At the end of one movement—a check of the liner notes revealed the symphony to be Mozart’s fortieth—his father smiled deliriously and then started sobbing deeply enough that it was impossible to hear the music. Connell couldn’t tell if it was the symphony making him react so strongly or else something bubbling up from his unconscious mind. He began to get unaccountably angry. Rather than let that feeling come to the fore and allow the visit to turn ugly, he wheeled his father out to the television room and left, this time for good.





92


For weeks, she had seen the end coming. His color was ashen, his breath sulfuric. His gaze was vacant, without any bouts of clarity. His head was stuck in a permanent loll, as if the muscles in his neck had stopped working. The clonic twitches almost flung him out of his seat.

A month before he died, he did something that she turned over in her mind later whenever she wondered how much he was aware of in his last days. He often exhibited what looked like glimmers of awareness, but she knew they were more likely her own projections. It was less painful to believe he couldn’t remember all he’d lost, but another part of her—she knew it was selfish—wanted him to know who she was.

A few days before Valentine’s Day, she was wheeling him down the hall to his room. The home was decorated with pink streamers and heart-shaped cardboard cutouts, as though it were not a facilitator of human expirations but a middle school full of yearning adolescents. She had to walk close to the wall to avoid someone being wheeled in the other direction, and in that instant, Ed had reached out to one of the hearts on the wall and plucked it off. Reached was too strong a word; likely it brushed against him and his hand closed around it reflexively. He clutched it the whole way down the hall and into the room. It was only when she wheeled him into place and sat beside him that he dropped it and it fell on the floor between them. His hand twitched after it; he could almost have been pointing. She picked it up.
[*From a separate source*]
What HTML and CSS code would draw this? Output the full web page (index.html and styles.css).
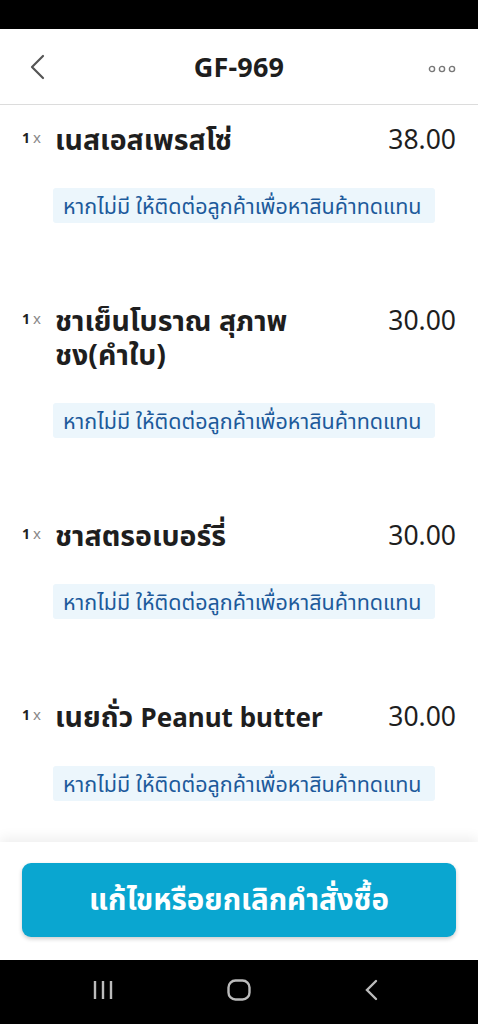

She was on the verge of asking if it was for her when she realized she didn’t want to hear the lack of an answer, so she just placed it on the nightstand.

Glue pooled in the corners of his mouth and a pasty spackle of plaque sat on his teeth, which could no longer be cleaned effectively and which had darkened so considerably that they had gone past yellow to a necrotic shade of blue.

She wet a paper towel and wiped his face. “Happy Valentine’s Day,” she said, and when she kissed him on the mouth for the first time in longer than she liked to remember, she was surprised at how sweet he tasted.